J’ai commencé à danser très jeune. J’ai appris avec des personnes plus âgées. Ma passion pour la danse traditionnelle m’a poussée à créer un groupe. Les enfants venaient écouter, danser et oublier leurs problèmes. Je veux apporter la paix aux familles dont les enfants se battent et se comportent mal. 

Il y a différents groupes ethniques dans le camp : les Nuer, les Dinka et les Acholi. Grâce à la danse traditionnelle, les trois groupes se sont réunis. C’est important pour moi que toutes ces personnes dansent ensemble car à leur retour dans le Sud du Soudan, elles se souviendront avoir fait cela en Ouganda et le montreront à leurs proches. Nous espérons que cela apportera la paix. 

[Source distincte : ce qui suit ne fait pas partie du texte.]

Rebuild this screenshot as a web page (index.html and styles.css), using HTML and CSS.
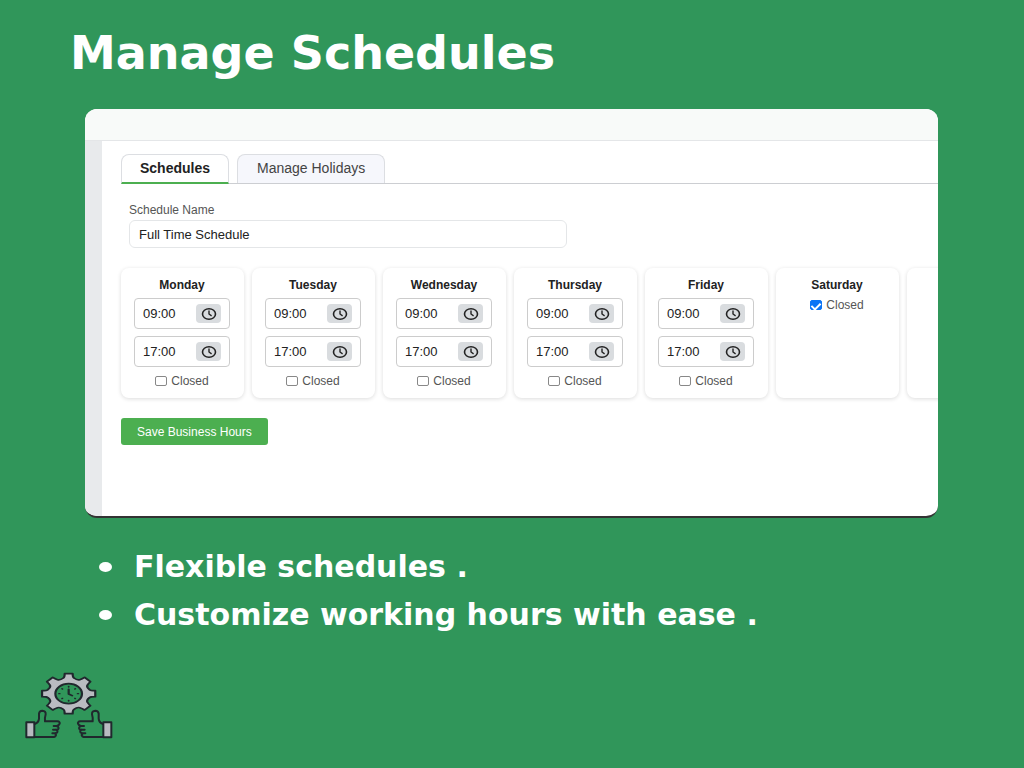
FILE: index.html
```html
<!DOCTYPE html>
<html lang="en">
<head>
    <meta charset="UTF-8">
    <meta name="viewport" content="width=device-width, initial-scale=1.0">
    <title>Manage Schedules</title>
    <link rel="stylesheet" href="styles.css">
</head>
<body>
    <!-- Shared clock icon -->
    <svg class="sprite" aria-hidden="true">
        <symbol id="clock" viewBox="0 0 16 14">
            <ellipse cx="8" cy="7" rx="6.5" ry="5.3" fill="none" stroke="#222" stroke-width="1.6"/>
            <path d="M8 3.5V7l2.6 1.8" fill="none" stroke="#222" stroke-width="1.4"/>
        </symbol>
    </svg>

    <h1 class="page-title">Manage Schedules</h1>

    <main class="window">
        <div class="window-bar"></div>
        <div class="window-body">
            <div class="side-strip"></div>
            <form class="content">
                <div class="tabs">
                    <button type="button" class="tab active">Schedules</button>
                    <button type="button" class="tab">Manage Holidays</button>
                </div>

                <div class="name-field">
                    <label for="schedule-name">Schedule Name</label>
                    <input type="text" id="schedule-name" value="Full Time Schedule">
                </div>

                <div class="days">
                    <section class="day">
                        <h2>Monday</h2>
                        <div class="time"><input type="text" value="09:00" aria-label="Monday opens"><button type="button" aria-label="Pick time"><svg><use href="#clock"/></svg></button></div>
                        <div class="time"><input type="text" value="17:00" aria-label="Monday closes"><button type="button" aria-label="Pick time"><svg><use href="#clock"/></svg></button></div>
                        <label class="closed"><input type="checkbox">Closed</label>
                    </section>
                    <section class="day">
                        <h2>Tuesday</h2>
                        <div class="time"><input type="text" value="09:00" aria-label="Tuesday opens"><button type="button" aria-label="Pick time"><svg><use href="#clock"/></svg></button></div>
                        <div class="time"><input type="text" value="17:00" aria-label="Tuesday closes"><button type="button" aria-label="Pick time"><svg><use href="#clock"/></svg></button></div>
                        <label class="closed"><input type="checkbox">Closed</label>
                    </section>
                    <section class="day">
                        <h2>Wednesday</h2>
                        <div class="time"><input type="text" value="09:00" aria-label="Wednesday opens"><button type="button" aria-label="Pick time"><svg><use href="#clock"/></svg></button></div>
                        <div class="time"><input type="text" value="17:00" aria-label="Wednesday closes"><button type="button" aria-label="Pick time"><svg><use href="#clock"/></svg></button></div>
                        <label class="closed"><input type="checkbox">Closed</label>
                    </section>
                    <section class="day">
                        <h2>Thursday</h2>
                        <div class="time"><input type="text" value="09:00" aria-label="Thursday opens"><button type="button" aria-label="Pick time"><svg><use href="#clock"/></svg></button></div>
                        <div class="time"><input type="text" value="17:00" aria-label="Thursday closes"><button type="button" aria-label="Pick time"><svg><use href="#clock"/></svg></button></div>
                        <label class="closed"><input type="checkbox">Closed</label>
                    </section>
                    <section class="day">
                        <h2>Friday</h2>
                        <div class="time"><input type="text" value="09:00" aria-label="Friday opens"><button type="button" aria-label="Pick time"><svg><use href="#clock"/></svg></button></div>
                        <div class="time"><input type="text" value="17:00" aria-label="Friday closes"><button type="button" aria-label="Pick time"><svg><use href="#clock"/></svg></button></div>
                        <label class="closed"><input type="checkbox">Closed</label>
                    </section>
                    <section class="day">
                        <h2>Saturday</h2>
                        <label class="closed"><input type="checkbox" checked>Closed</label>
                    </section>
                    <section class="day"></section>
                </div>

                <button type="submit" class="save">Save Business Hours</button>
            </form>
        </div>
    </main>

    <ul class="features">
        <li>Flexible schedules .</li>
        <li>Customize working hours with ease .</li>
    </ul>

    <!-- Gear with clock, held up by two thumbs -->
    <svg class="logo" viewBox="45 36 264 201" fill="none" stroke="#20282d" stroke-width="6" stroke-linejoin="round" stroke-linecap="round" aria-hidden="true">
        <g transform="translate(176 101) scale(1.33 1)">
            <path fill="#b9bbc1" stroke-width="5" d="M-12-47Q-9-49-9-60H9Q9-49 12-47Q19-40 25-42Q30-44 36-49L49-36Q44-30 42-25Q40-19 47-12Q49-9 60-9V9Q49 9 47 12Q40 19 42 25Q44 30 49 36L36 49Q30 44 25 42Q19 40 12 47Q9 49 9 60H-9Q-9 49-12 47Q-19 40-25 42Q-30 44-36 49L-49 36Q-44 30-42 25Q-40 19-47 12Q-49 9-60 9V-9Q-49-9-47-12Q-40-19-42-25Q-44-30-49-36L-36-49Q-30-44-25-42Q-19-40-12-47Z"/>
            <circle r="30" fill="#30965a" stroke-width="5"/>
            <path stroke-width="5" d="M0-13V1L8 6"/>
            <path stroke-width="4" d="M0-22v2M0 20v2M-22 0h2M20 0h2M-15-15l1 1M15-15l-1 1M-15 15l1-1M15 15l-1-1"/>
        </g>
        <g id="thumb">
            <rect x="49" y="187" width="24" height="45" fill="#b9bbc1"/>
            <path d="M74 192Q86 188 87 176V161Q88 152 97 152Q108 153 107 163Q104 173 105 184H142Q151 185 149 191Q147 197 140 198H131M140 198Q149 202 144 208Q141 210 129 209M138 209Q145 213 141 218Q137 220 127 220M134 220Q141 224 136 229Q133 231 126 231H74"/>
        </g>
        <use href="#thumb" transform="translate(353 0) scale(-1 1)"/>
    </svg>
</body>
</html>
```
FILE: styles.css
```css
* {
    box-sizing: border-box;
}
body {
    margin: 0;
    padding: 28px 0 0;
    background-color: #30965a;
    font-family: "Liberation Sans", Arial, sans-serif;
    color: #222;
}
button, input {
    font-family: inherit;
    color: inherit;
}
.sprite {
    display: none;
}
.page-title {
    margin: 0 70px 31px;
    font: bold 46px/50px "DejaVu Sans", Verdana, sans-serif;
    color: white;
}

/* App window */
.window {
    margin: 0 86px 0 85px;
    background-color: white;
    border-radius: 12px;
    border-bottom: 2px solid #333;
    overflow: hidden;
}
.window-bar {
    height: 32px;
    background-color: #f8faf9;
    border-bottom: 1px solid #e4e6e8;
}
.window-body {
    display: flex;
}
.side-strip {
    flex: 0 0 17px;
    background-color: #e8eaec;
}
.content {
    flex: 1;
    min-width: 0;
    padding: 13px 0 71px 19px;
}

/* Tabs */
.tabs {
    display: flex;
    gap: 8px;
    border-bottom: 1px solid #ccced2;
}
.tab {
    height: 29px;
    padding: 0 19px 2px;
    border: 1px solid #dcdee2;
    border-bottom: 0;
    border-radius: 8px 8px 0 0;
    background-color: #f6f7fc;
    font-size: 14px;
    color: #444;
}
.tab.active {
    margin-bottom: -1px;
    height: 30px;
    padding: 0 18px 1px;
    border-bottom: 2px solid #4caf50;
    background-color: white;
    font-weight: bold;
    color: #222;
}

/* Schedule name */
.name-field {
    max-width: 438px;
    margin: 19px 8px 20px;
}
.name-field label {
    display: block;
    padding-bottom: 2px;
    font-size: 12px;
    line-height: 15px;
    color: #555;
}
.name-field input {
    display: block;
    width: 100%;
    height: 28px;
    padding: 0 9px;
    border: 1px solid #e4e6e8;
    border-radius: 6px;
    font-size: 13px;
}

/* Day cards */
.days {
    display: flex;
    gap: 8px;
}
.day {
    flex: 0 0 123px;
    min-height: 130px;
    padding: 9px 14px 8px 13px;
    border-radius: 8px;
    box-shadow: 0 1px 4px rgba(0, 0, 0, 0.14);
    text-align: center;
}
.day h2 {
    margin: 0 0 5px;
    font-size: 12px;
    line-height: 16px;
}
.time {
    display: flex;
    align-items: center;
    justify-content: space-between;
    height: 31px;
    margin-bottom: 7px;
    padding: 0 8px;
    border: 1px solid #ccc;
    border-radius: 4px;
}
.time input {
    width: 48px;
    padding: 0;
    border: 0;
    font-size: 13px;
}
.time button {
    display: flex;
    align-items: center;
    justify-content: center;
    width: 25px;
    height: 19px;
    padding: 0;
    border: 0;
    border-radius: 4px;
    background-color: #d9dcdf;
}
.time svg {
    width: 16px;
    height: 14px;
}
.closed {
    display: flex;
    align-items: center;
    justify-content: center;
    gap: 4px;
    font-size: 12px;
    line-height: 14px;
    color: #555;
}
.closed input {
    display: flex;
    justify-content: center;
    appearance: none;
    width: 12px;
    height: 10px;
    margin: 0;
    border: 1px solid #888;
    border-radius: 2px;
}
.closed input:checked {
    border-color: #0b74f5;
    background-color: #0b74f5;
}
.closed input:checked::after {
    content: '';
    width: 4px;
    height: 7px;
    border: solid white;
    border-width: 0 2px 2px 0;
    transform: rotate(45deg);
}
.save {
    display: block;
    height: 27px;
    margin-top: 20px;
    padding: 0 16px;
    border: 0;
    border-radius: 3px;
    background-color: #4caf50;
    font-size: 12px;
    color: white;
}

/* Feature list */
.features {
    margin: 25px 0 0 99px;
    padding: 0;
    list-style: none;
    font: bold 30px/48px "DejaVu Sans", Verdana, sans-serif;
    color: white;
}
.features li {
    display: flex;
    align-items: center;
    gap: 22px;
}
.features li::before {
    content: '';
    width: 13px;
    height: 10px;
    border-radius: 50%;
    background-color: white;
}
.logo {
    display: block;
    width: 88px;
    height: 67px;
    margin: 33px 0 0 25px;
}
```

L’ECOLE : LA CLE DE L’EMANCIPATION

Je dirais à toutes les filles de rester à l’école.

Avant que la guerre ne commence et que je ne tombe enceinte, je voulais faire des études et devenir quelqu’un : un médecin, un professeur ou bien une infirmière. Malheureusement, mes projets d’avenir ont disparu lorsque je suis tombée enceinte. 

Si quelqu’un pouvait s’occuper de mon bébé, j’aimerais retourner à l’école. Ma tante ne peut pas m’aider car elle a également un enfant en bas âge, en plus de devoir s’occuper de toutes les tâches ménagères. Si l’école était plus proche, je pourrais y retourner pour le second semestre. 

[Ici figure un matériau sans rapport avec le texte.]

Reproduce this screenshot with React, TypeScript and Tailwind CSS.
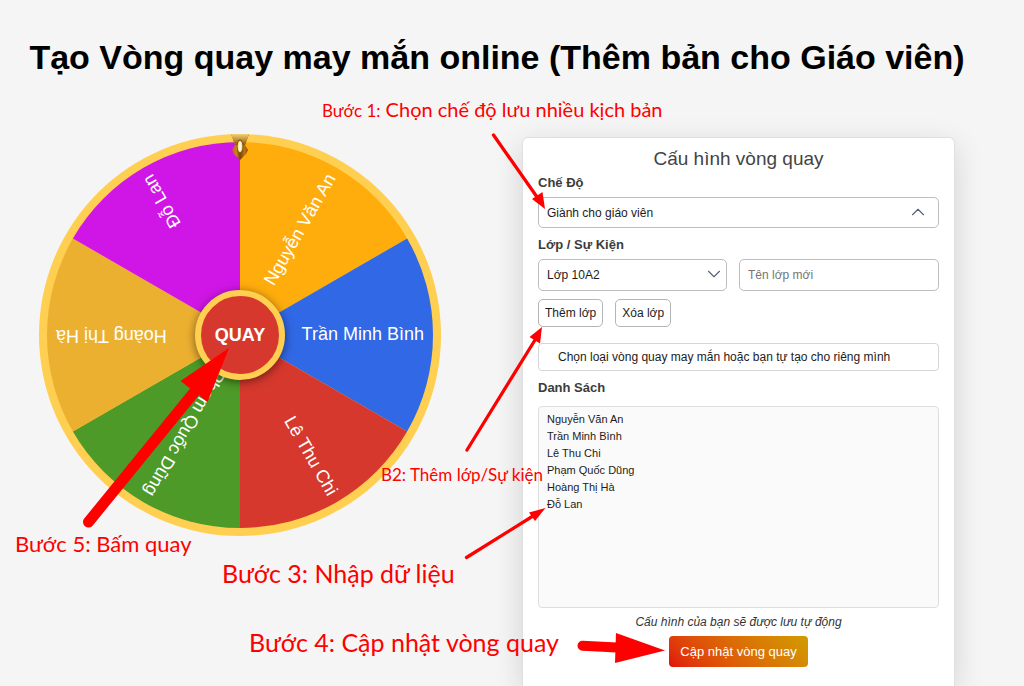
import type { ReactNode } from "react";
import { ChevronDown, ChevronUp } from "lucide-react";

interface Slice {
  name: string;
  color: string;
}

const slices: Slice[] = [
  { name: "Nguyễn Văn An", color: "#ffac0d" },
  { name: "Trần Minh Bình", color: "#3168e6" },
  { name: "Lê Thu Chi", color: "#d6382d" },
  { name: "Phạm Quốc Dũng", color: "#4d9a28" },
  { name: "Hoàng Thị Hà", color: "#ecb031" },
  { name: "Đỗ Lan", color: "#d016e6" },
];

const RADIUS = 193;

function slicePath(index: number, count: number) {
  const point = (i: number) => {
    const angle = (i / count) * Math.PI * 2 - Math.PI / 2;
    return `${Math.cos(angle) * RADIUS} ${Math.sin(angle) * RADIUS}`;
  };
  return `M0 0L${point(index)}A${RADIUS} ${RADIUS} 0 0 1 ${point(index + 1)}Z`;
}

function Wheel() {
  const step = 360 / slices.length;

  return (
    <div className="relative self-start">
      <svg viewBox="-201 -201 402 402" className="block w-full">
        <circle r="201" fill="#ffcf52" />
        {slices.map((slice, i) => (
          <path key={slice.name} d={slicePath(i, slices.length)} fill={slice.color} />
        ))}
        {slices.map((slice, i) => (
          <text
            key={slice.name}
            x="184"
            y="5"
            textAnchor="end"
            transform={`rotate(${step * (i + 0.5) - 90})`}
            className="fill-white font-['Liberation_Sans',sans-serif] text-[18px]"
          >
            {slice.name}
          </text>
        ))}
        <defs>
          <linearGradient id="gold" x1="0" x2="1">
            <stop offset="0" stopColor="#a8670f" />
            <stop offset="0.3" stopColor="#c98420" />
            <stop offset="0.5" stopColor="#7c4205" />
            <stop offset="0.75" stopColor="#b87318" />
            <stop offset="1" stopColor="#7a4204" />
          </linearGradient>
          <linearGradient id="goldTop" x1="0" x2="0" y1="0" y2="1">
            <stop offset="0" stopColor="#f3d272" />
            <stop offset="1" stopColor="#8f540c" />
          </linearGradient>
        </defs>
        <path d="M-9 -201H9L5 -190L8 -185L6 -181L0 -175L-6 -181L-8 -185L-5 -190Z" fill="url(#gold)" />
        <path d="M-9 -201H9L5 -190H-5Z" fill="url(#goldTop)" />
        <ellipse cy="-188.5" rx="3.2" ry="7" fill="#7a4204" />
        <ellipse cy="-188.5" rx="2.5" ry="6" fill="#f5d65a" />
        <ellipse cy="-188.5" rx="1.5" ry="4.8" fill="#fffbe0" />
      </svg>
      <button
        type="button"
        className="absolute top-1/2 left-1/2 size-[90px] -translate-1/2 rounded-full border-6 border-[#ffcf52] bg-[#d6382d] text-lg font-bold text-white shadow-[0_2px_10px_rgba(0,0,0,0.5)]"
      >
        QUAY
      </button>
    </div>
  );
}

function Label({ htmlFor, children }: { htmlFor: string; children: ReactNode }) {
  return (
    <label htmlFor={htmlFor} className="block text-[13px] leading-5 font-bold text-[#3c3c3c]">
      {children}
    </label>
  );
}

function ConfigPanel() {
  return (
    <form className="mt-[3px] flex flex-col rounded-t-md border border-b-0 border-[#e0e0e0] bg-white px-[15px] pt-[7px] text-xs text-[#1c1c1c] shadow-[0_8px_30px_rgba(0,0,0,0.14)]">
      <h2 className="text-center text-[19px] leading-7 text-[#444]">Cấu hình vòng quay</h2>

      <Label htmlFor="mode">Chế Độ</Label>
      <div className="relative mt-1">
        <select
          id="mode"
          className="h-[31px] w-full appearance-none rounded-[5px] border border-[#bdbdbd] bg-white px-2"
        >
          <option>Giành cho giáo viên</option>
        </select>
        <ChevronUp
          size={22}
          strokeWidth={1.2}
          className="pointer-events-none absolute top-1 right-2.5 text-[#56607a]"
        />
      </div>

      <div className="mt-[7px]">
        <Label htmlFor="group">Lớp / Sự Kiện</Label>
      </div>
      <div className="mt-1 grid grid-cols-[189fr_200fr] gap-3">
        <div className="relative">
          <select
            id="group"
            className="h-8 w-full appearance-none rounded-[5px] border border-[#bdbdbd] bg-white px-2"
          >
            <option>Lớp 10A2</option>
          </select>
          <ChevronDown
            size={22}
            strokeWidth={1.2}
            className="pointer-events-none absolute top-1 right-0.5 text-[#56607a]"
          />
        </div>
        <input
          type="text"
          aria-label="Tên lớp mới"
          placeholder="Tên lớp mới"
          className="h-8 w-full rounded-[5px] border border-[#bdbdbd] px-2 placeholder:text-[#757575]"
        />
      </div>
      <div className="mt-2 flex gap-3">
        <button type="button" className="h-7 rounded-[5px] border border-[#b5b5b5] px-1.5">
          Thêm lớp
        </button>
        <button type="button" className="h-7 rounded-[5px] border border-[#b5b5b5] px-1.5">
          Xóa lớp
        </button>
      </div>

      <button type="button" className="mt-4 h-7 rounded-sm border border-[#d6d6d6] px-[19px] text-left">
        Chọn loại vòng quay may mắn hoặc bạn tự tạo cho riêng mình
      </button>

      <div className="mt-[7px]">
        <Label htmlFor="names">Danh Sách</Label>
      </div>
      <textarea
        id="names"
        defaultValue={slices.map((slice) => slice.name).join("\n")}
        className="mt-2 h-[202px] resize-none rounded-sm border border-[#dedede] bg-[#fafafa] px-2 py-1 text-[11px] leading-[17px]"
      />

      <p className="mt-1 text-center leading-5 text-[#333] italic">Cấu hình của bạn sẽ được lưu tự động</p>
      <button
        type="button"
        className="mt-1 h-[31px] self-center rounded bg-linear-45 from-[#e00a0a] to-[#d09c00] px-[11px] text-[13px] text-white"
      >
        Cập nhật vòng quay
      </button>
    </form>
  );
}

function Guide() {
  return (
    <div className="pointer-events-none absolute inset-0 font-[Lato,sans-serif] text-[#f00]">
      <svg width="1024" height="686" fill="currentColor" stroke="currentColor" className="absolute top-0 left-0">
        <g strokeWidth="3.300" strokeLinecap="round">
          <path d="M493.500 135L537 197" />
          <path d="M467 450L535 340" />
          <path d="M466.500 557.500L533 516" />
        </g>
        <path d="M582.500 645.700L617 647.500" strokeWidth="10" strokeLinecap="round" />
        <path d="M88.500 522L196 390" strokeWidth="11" strokeLinecap="round" />
        <g stroke="none">
          <path d="M545 209L532 199L542.500 192Z" />
          <path d="M542 327L529.500 337L540 343.500Z" />
          <path d="M545.500 508L529 512.500L535 521Z" />
          <path d="M665 650.500L616 633L615 663Z" />
          <path d="M229 348L180.500 381L207.500 402Z" />
        </g>
      </svg>
      <p className="absolute top-[95px] left-[322px] text-xl leading-7 whitespace-nowrap">
        <span className="text-[17px]">Bước 1:</span> Chọn chế độ lưu nhiều kịch bản
      </p>
      <p className="absolute top-[461px] left-[381px] text-[17px] leading-7 whitespace-nowrap">
        B2: Thêm lớp/Sự kiện
      </p>
      <p className="absolute top-[530px] left-[15px] text-[22px] leading-7 whitespace-nowrap">Bước 5: Bấm quay</p>
      <p className="absolute top-[559px] left-[222px] text-[25px] leading-7 whitespace-nowrap">
        Bước 3: Nhập dữ liệu
      </p>
      <p className="absolute top-[628px] left-[249px] text-[25px] leading-7 whitespace-nowrap">
        Bước 4: Cập nhật vòng quay
      </p>
    </div>
  );
}

export default function App() {
  return (
    <div className="relative flex min-h-screen flex-col overflow-hidden bg-[#f5f5f5] pt-[37px] pr-[69px] pl-[39px] font-['Liberation_Sans',Arial,sans-serif]">
      <h1 className="-mx-4 text-center text-[34px] leading-10 font-bold whitespace-nowrap text-black">
        Tạo Vòng quay may mắn online (Thêm bản cho Giáo viên)
      </h1>
      <main className="mt-[57px] grid flex-1 grid-cols-[402fr_433fr] gap-[81px]">
        <Wheel />
        <ConfigPanel />
      </main>
      <Guide />
    </div>
  );
}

J’aime la vie que l’on mène à Bidi Bidi, notamment pour la gratuité de l’enseignement. Cela change du Soudan du Sud où il faut payer des frais de scolarité. Ici, on nous donne des livres, des stylos et les filles reçoivent des seaux, de la soupe et des serviettes hygiéniques. L’Ouganda est aussi plus sûr que le Soudan du Sud : on peut marcher jusqu’à la ville de Yumbe, même la nuit, alors que là-bas on ne peut aller nulle part sans crainte.

Comme ma cousine commence à mal se comporter, je la pousse sans relâche à poursuivre ses études car je ne veux pas qu’elle ait le même parcours que moi. Il est très important pour les filles de rester à l’école : si vous travaillez dur, vous pouvez même devenir présidente. ».